For the last 5 years, I’ve been working at LumApps with AngularJS. I’ve done lots of projects, from simple websites to powerful applications like our products. I also built LumX with the help of our lead designer. But after all this time, I now want to switch to another one.
Why I want to stop using AngularJS
First, the digest. Even if you optimize your application perfectly, with a digest as fast as it could, making sure a digest loop only use formatted data and can never update the data by itself, there will still be two digest cycle. I know that’s core to the framework, but I think it’s tremendously expensive. AngularJS was meant to make your work easier, but this puts a new difficulty you have to manage yourself in your application logic.
Then there is the dataflow. Two way data-binding is a core part of AngularJS. It appears to be so magical at first, but it’s an anti-pattern so dangerous that I don’t want it anymore. Granted, you could make a one-way dataflow, you could even do redux-like data-flow. But it’s like using a bazooka to kill a fly. It works, but you’re leaving aside a lot of the framework, and it would be easier with another one, Angular included.
And, to keep it short, I want to work with a framework fully component oriented, with a clear separation between the view and the logic. I want code splitting, PRPL pattern, and a lot of things that is possible with AngularJS, but not without a lot of hassle. I think it’s too complex where it shouldn’t be, too lackluster where it should shine, too much without solving enough (especially in comparison to the alternatives). Finally, I find the syntax of AngularJS too heavy.

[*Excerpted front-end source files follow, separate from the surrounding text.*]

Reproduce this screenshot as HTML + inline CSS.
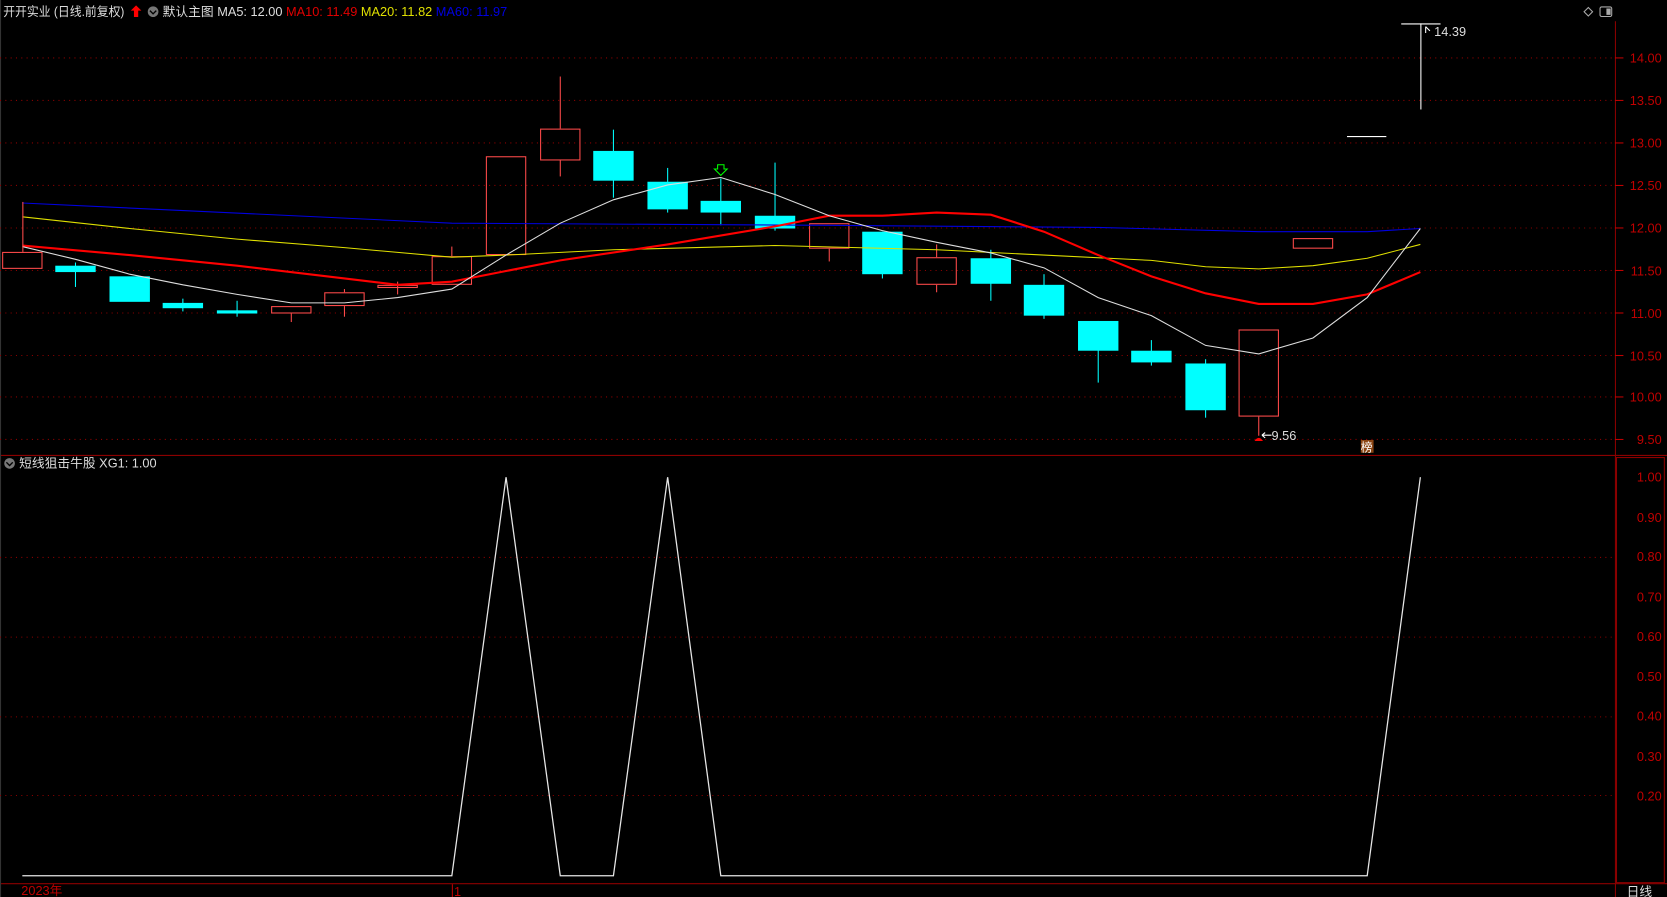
<!DOCTYPE html>
<html><head><meta charset="utf-8"><style>
html,body{margin:0;padding:0;background:#000;overflow:hidden}
svg{display:block}
text{font-family:"Liberation Sans","Noto Sans CJK SC",sans-serif}
</style></head><body>
<svg width="1667" height="897" viewBox="0 0 1568 844" preserveAspectRatio="none" xmlns="http://www.w3.org/2000/svg">
<rect width="1568" height="844" fill="#000"/>
<g stroke="#8b0000" stroke-width="1" fill="none">
<line x1="0" y1="428.5" x2="1568" y2="428.5"/>
<line x1="1519.5" y1="20" x2="1519.5" y2="844"/>
<line x1="0" y1="831.5" x2="1568" y2="831.5"/>
<rect x="1520.5" y="430.5" width="45" height="400"/>
<line x1="0.5" y1="0" x2="0.5" y2="844" stroke="#333"/>
</g>
<g stroke="#8b0000" stroke-dasharray="1,4" stroke-width="1">
<line x1="0" y1="54.5" x2="1519" y2="54.5"/><line x1="0" y1="94.5" x2="1519" y2="94.5"/>
<line x1="0" y1="134.5" x2="1519" y2="134.5"/><line x1="0" y1="174.5" x2="1519" y2="174.5"/>
<line x1="0" y1="214.5" x2="1519" y2="214.5"/><line x1="0" y1="254.5" x2="1519" y2="254.5"/>
<line x1="0" y1="294.5" x2="1519" y2="294.5"/><line x1="0" y1="334.5" x2="1519" y2="334.5"/>
<line x1="0" y1="373.5" x2="1519" y2="373.5"/><line x1="0" y1="413.5" x2="1519" y2="413.5"/>
<line x1="0" y1="524.5" x2="1519" y2="524.5"/><line x1="0" y1="599.5" x2="1519" y2="599.5"/>
<line x1="0" y1="674.5" x2="1519" y2="674.5"/><line x1="0" y1="748.5" x2="1519" y2="748.5"/>
</g>
<g fill="#c00000" font-size="12" text-anchor="end">
<text x="1563" y="59">14.00</text><text x="1563" y="99">13.50</text><text x="1563" y="139">13.00</text>
<text x="1563" y="179">12.50</text><text x="1563" y="219">12.00</text><text x="1563" y="259">11.50</text>
<text x="1563" y="299">11.00</text><text x="1563" y="339">10.50</text><text x="1563" y="378">10.00</text>
<text x="1563" y="418">9.50</text>
<text x="1563" y="453">1.00</text><text x="1563" y="491">0.90</text><text x="1563" y="528">0.80</text>
<text x="1563" y="566">0.70</text><text x="1563" y="603">0.60</text><text x="1563" y="641">0.50</text>
<text x="1563" y="678">0.40</text><text x="1563" y="716">0.30</text><text x="1563" y="753">0.20</text>
</g>
<g stroke="#c00000">
<line x1="1519" y1="54.5" x2="1527" y2="54.5"/><line x1="1519" y1="94.5" x2="1527" y2="94.5"/><line x1="1519" y1="134.5" x2="1527" y2="134.5"/><line x1="1519" y1="174.5" x2="1527" y2="174.5"/><line x1="1519" y1="214.5" x2="1527" y2="214.5"/><line x1="1519" y1="254.5" x2="1527" y2="254.5"/><line x1="1519" y1="294.5" x2="1527" y2="294.5"/><line x1="1519" y1="334.5" x2="1527" y2="334.5"/><line x1="1519" y1="373.5" x2="1527" y2="373.5"/><line x1="1519" y1="413.5" x2="1527" y2="413.5"/>
</g>
<text x="20" y="842" fill="#c00000" font-size="12">2023年</text>
<line x1="425.5" y1="832" x2="425.5" y2="844" stroke="#c00000"/>
<text x="427" y="843" fill="#c00000" font-size="12">1</text>
<text x="1530" y="843" fill="#ddd" font-size="12">日线</text>
<text x="3" y="15" fill="#ddd" font-size="12" textLength="114" lengthAdjust="spacingAndGlyphs">开开实业 (日线.前复权)</text>
<path d="M128 5 L133 10 L130 10 L130 16 L126 16 L126 10 L123 10Z" fill="#f00"/>
<circle cx="144" cy="11" r="5" fill="#777"/><path d="M141 10 L144 13 L147 10" stroke="#000" stroke-width="1.3" fill="none"/>
<text x="153" y="15" font-size="12"><tspan fill="#ddd">默认主图  MA5: 12.00 </tspan><tspan fill="#e00000"> MA10: 11.49 </tspan><tspan fill="#e0e000"> MA20: 11.82 </tspan><tspan fill="#0000e0"> MA60: 11.97</tspan></text>
<path d="M1490 11 L1494 7 L1498 11 L1494 15Z" stroke="#aaa" fill="none"/>
<rect x="1505" y="6.5" width="11" height="9" rx="1.5" stroke="#aaa" fill="none"/><rect x="1511" y="8" width="4" height="6" fill="#aaa"/>
<circle cx="9" cy="436" r="5" fill="#777"/><path d="M6 435 L9 438 L12 435" stroke="#000" stroke-width="1.3" fill="none"/>
<text x="18" y="440" fill="#ddd" font-size="12">短线狙击牛股  XG1: 1.00</text>
<g fill="#00ffff" stroke="#00ffff">
<line x1="71" y1="247" x2="71" y2="270"/><rect x="52" y="250" width="38" height="6" stroke="none"/>
<rect x="103" y="260" width="38" height="24" stroke="none"/>
<line x1="172" y1="281" x2="172" y2="293"/><rect x="153" y="285" width="38" height="5" stroke="none"/>
<line x1="223" y1="283" x2="223" y2="298"/><rect x="204" y="292" width="38" height="3" stroke="none"/>
<line x1="577" y1="122" x2="577" y2="186"/><rect x="558" y="142" width="38" height="28" stroke="none"/>
<line x1="628" y1="158" x2="628" y2="200"/><rect x="609" y="171" width="38" height="26" stroke="none"/>
<line x1="678" y1="168" x2="678" y2="212"/><rect x="659" y="189" width="38" height="11" stroke="none"/>
<line x1="729" y1="153" x2="729" y2="217"/><rect x="710" y="203" width="38" height="12" stroke="none"/>
<line x1="830" y1="218" x2="830" y2="262"/><rect x="811" y="218" width="38" height="40" stroke="none"/>
<line x1="932" y1="235" x2="932" y2="283"/><rect x="913" y="243" width="38" height="24" stroke="none"/>
<line x1="982" y1="258" x2="982" y2="300"/><rect x="963" y="268" width="38" height="29" stroke="none"/>
<line x1="1033" y1="302" x2="1033" y2="360"/><rect x="1014" y="302" width="38" height="28" stroke="none"/>
<line x1="1083" y1="320" x2="1083" y2="344"/><rect x="1064" y="330" width="38" height="11" stroke="none"/>
<line x1="1134" y1="338" x2="1134" y2="393"/><rect x="1115" y="342" width="38" height="44" stroke="none"/>
</g>
<g fill="none" stroke="#ff4a4a">
<rect x="2.5" y="237.5" width="37" height="15"/>
<line x1="274" y1="295" x2="274" y2="303"/><rect x="255.5" y="288.5" width="37" height="6"/>
<line x1="324" y1="272" x2="324" y2="275"/><line x1="324" y1="288" x2="324" y2="298"/><rect x="305.5" y="275.5" width="37" height="12"/>
<line x1="374" y1="265" x2="374" y2="277"/><rect x="355.5" y="268.5" width="37" height="2"/>
<line x1="425" y1="232" x2="425" y2="241"/><rect x="406.5" y="241.5" width="37" height="26"/>
<rect x="457.5" y="147.5" width="37" height="92"/>
<line x1="527" y1="72" x2="527" y2="121"/><line x1="527" y1="151" x2="527" y2="166"/><rect x="508.5" y="121.5" width="37" height="29"/>
<line x1="780" y1="234" x2="780" y2="246"/><rect x="761.5" y="210.5" width="37" height="23"/>
<line x1="881" y1="230" x2="881" y2="242"/><line x1="881" y1="268" x2="881" y2="275"/><rect x="862.5" y="242.5" width="37" height="25"/>
<line x1="1184" y1="392" x2="1184" y2="410"/><rect x="1165.5" y="310.5" width="37" height="81"/>
<rect x="1216.5" y="224.5" width="37" height="9"/>
</g>
<g stroke="#fff" fill="none">
<line x1="1267" y1="128.5" x2="1304" y2="128.5"/>
<line x1="1336.5" y1="22" x2="1336.5" y2="103"/>
<line x1="1318" y1="22.5" x2="1355" y2="22.5"/>
<path d="M1341 25 L1341 31 M1341 25 L1345 29"/>
<path d="M1196 409.5 L1187 409.5 M1187 409.5 L1190 407 M1187 409.5 L1190 412"/>
</g>
<text x="1349" y="34" fill="#ddd" font-size="12">14.39</text>
<text x="1196" y="414" fill="#ddd" font-size="12">9.56</text>
<path d="M1180 415 Q1184 409 1188 415Z" fill="#f00"/>
<rect x="1280" y="414" width="12" height="12" fill="#8b4513"/>
<text x="1280" y="425" fill="#fff" font-size="11">榜</text>
<path d="M675 155 L681 155 L681 159 L684 159 L678 165 L672 159 L675 159Z" stroke="#0f0" fill="none"/>
<polyline fill="none" stroke="#0000e0" stroke-width="1" points="21,191 425,210 780,212 1033,214 1184,218 1286,218 1336,215"/>
<polyline fill="none" stroke="#e0e000" stroke-width="1" points="21,204 122,215 223,225 324,233 425,242 476,240 577,235 729,231 881,235 982,240 1083,245 1134,251 1184,253 1235,250 1286,243 1336,230"/>
<polyline fill="none" stroke="#ff0000" stroke-width="2" points="21,231 122,240 223,250 324,262 374,268 425,265 476,255 527,245 628,230 729,213 780,203 830,203 881,200 932,202 982,218 1033,240 1083,260 1134,276 1184,286 1235,286 1286,277 1336,256"/>
<polyline fill="none" stroke="#ddd" stroke-width="1" points="21,232 71,244 122,258 172,268 223,277 274,285 324,285 374,280 425,272 476,240 527,210 577,188 628,174 678,167 729,183 780,203 830,217 881,228 932,238 982,252 1033,280 1083,297 1134,325 1184,333 1235,318 1286,280 1336,215"/>
<line x1="21.5" y1="190" x2="21.5" y2="237" stroke="#ff4a4a"/>
<polyline fill="none" stroke="#e6e6e6" stroke-width="1.2" points="21,824 425,824 476,449 527,824 577,824 628,449 678,824 1286,824 1336,449"/>
</svg>
</body></html>
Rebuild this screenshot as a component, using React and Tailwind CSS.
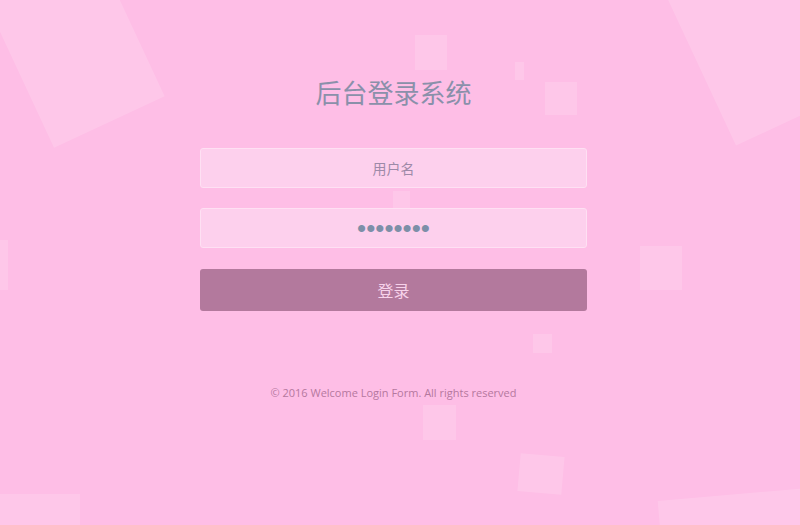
import { useState } from 'react';

const squares = [
  'left-[12px] top-[-42px] w-[122px] h-[172px] -rotate-[25deg]',
  'left-[690px] top-[-62px] w-[125px] h-[190px] -rotate-[25deg]',
  'left-[415px] top-[35px] w-[32px] h-[35px]',
  'left-[515px] top-[62px] w-[9px] h-[18px]',
  'left-[545px] top-[82px] w-[32px] h-[33px]',
  'left-[393px] top-[191px] w-[17px] h-[17px]',
  'left-[640px] top-[246px] w-[42px] h-[44px]',
  'left-[533px] top-[334px] w-[19px] h-[19px]',
  'left-[423px] top-[405px] w-[33px] h-[35px]',
  'left-[-4px] top-[240px] w-[12px] h-[50px]',
  'left-[519px] top-[455px] w-[44px] h-[38px] rotate-[5deg]',
  'left-[-20px] top-[494px] w-[100px] h-[60px]',
  'left-[660px] top-[494px] w-[160px] h-[60px] rotate-[-5deg]',
];

const App = () => {
  const [username, setUsername] = useState('');
  const [password, setPassword] = useState('12345678');

  return (
    <div className="relative w-full h-[525px] overflow-hidden bg-[#febee6] font-['Liberation_Sans','Noto_Sans_CJK_SC',sans-serif]">
      {/* background squares */}
      {squares.map((cls, i) => (
        <div key={i} className={`absolute bg-white/15 ${cls}`} />
      ))}

      <div className="relative ml-[200px] w-[387px] pt-[74px] flex flex-col">
        <h1 className="text-center text-[26px] leading-[36px] text-[#8a90aa] font-['Noto_Sans_CJK_SC',sans-serif]">
          后台登录系统
        </h1>

        <form
          onSubmit={(e) => e.preventDefault()}
          className="flex flex-col mt-[38px]"
        >
          <input
            type="text"
            value={username}
            onChange={(e) => setUsername(e.target.value)}
            placeholder="用户名"
            className="h-[40px] w-full rounded-[3px] border border-[#fee0f3] bg-[#fdd0ed] text-center text-[14px] text-[#8a90aa] placeholder:text-[#9d8aa8] outline-none font-['Noto_Sans_CJK_SC',sans-serif]"
          />
          <input
            type="password"
            value={password}
            onChange={(e) => setPassword(e.target.value)}
            className="mt-[20px] h-[40px] w-full rounded-[3px] border border-[#fee0f3] bg-[#fdd0ed] text-center text-[26px] tracking-[0px] text-[#7d8fa8] outline-none"
          />
          <button
            type="submit"
            className="mt-[21px] h-[42px] w-full rounded-[3px] bg-[#b3799d] text-[16px] text-[#f7d2ea] font-['Noto_Sans_CJK_SC',sans-serif]"
          >
            登录
          </button>
        </form>

        <p className="mt-[74px] text-center text-[11px] text-[#b5789e] font-['Open_Sans',sans-serif]">
          © 2016 Welcome Login Form. All rights reserved
        </p>
      </div>
    </div>
  );
};

export default App;
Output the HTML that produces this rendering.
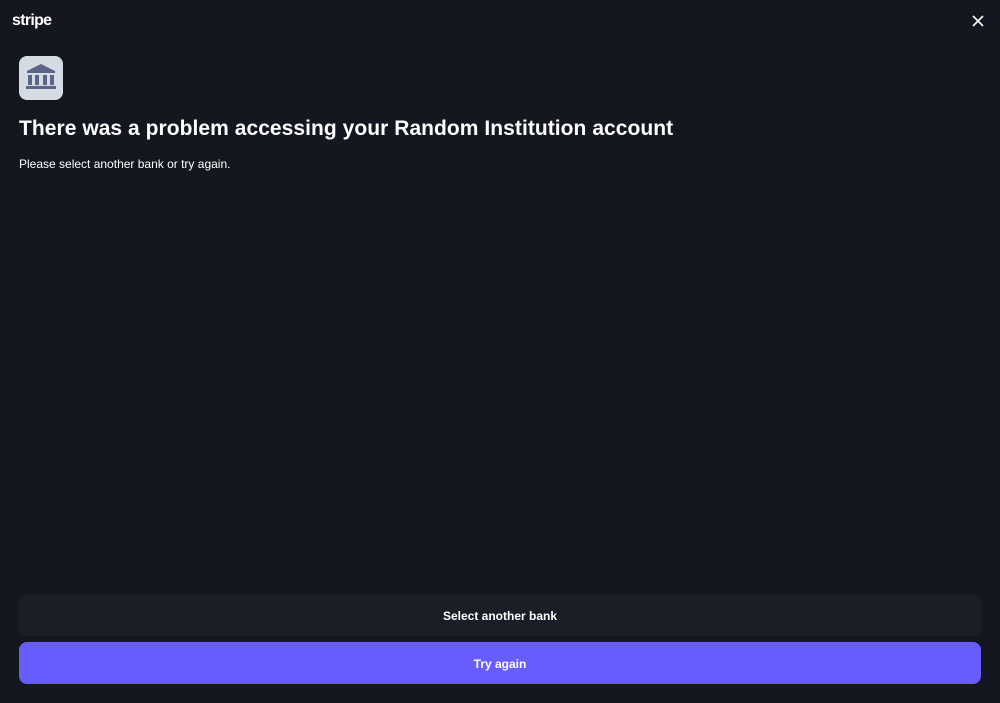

I won’t go too deep into why I didn’t switch to Angular, it’s mainly because there is still a digest loop behind it and that I think it’s still too big even minified, and because I wanted to test something else entirely.
Here comes React
Around the same time Google took the lead around AngularJS, Facebook created React. But it became open source only in 2013. The framework does a lot of things exactly how I want it: light syntax, totally component oriented, view separated from the logic. In fact, it’s so close to how I wanted things that I grasped it instantaneously.
That’s not to say everything is perfect in the React world. First, and it’s a BIG BIG PROBLEM, the BSD license + patents. I won’t talk too much about this, because there is already way too much discussion about this, and by people with way more qualification regarding the subject. But come on, using the open source community to be a legal monster, that’s low.
Then there is the size. This is a component base framework. It should be really focused on delivering the lighter applications possible. But even for the small applications I wrote with it, the minified version was way to big for what it is. I know using Bootstrap CSS for those small applications didn’t help too, but it should be way ligher.
And finally, there is some logic problem that I don’t understand (not being able to call
this.setState in the constructor for example), but that’s something you should never encounter if you use Flux/Redux, which you should as it fixes almost all those kinds of problem by adding even more separation of concerns, which is awesome. And the performance? Forget the digest cycle, you’re only working on the shadow DOM, and the actual DOM updates are focused on the component concerned by the updates, not the whole DOM. Way better and logical.
But I loved this framework so much, and the community is so active and awesome, I really want to continue using it. And there is a solution for both the license and the size.
Preact is like React, but better (in my opinion). First, it tries to stay way closer to the browsers. It tries to push the PRPL pattern, tries to be as fast as it can on every devices. It keeps almost the same syntax as React, but tries again to be closer to the Web Components. And while being different from React in its way to approach each problems in its core, it also tries to stay compatible with the React eco-system. And if Preact is not compatible by himself, Preact-compat will fix almost all compatibility problem, with again a small sized plugin. And regarding the license? MIT, like most of open source projects. It’s like React, but without the bad sides.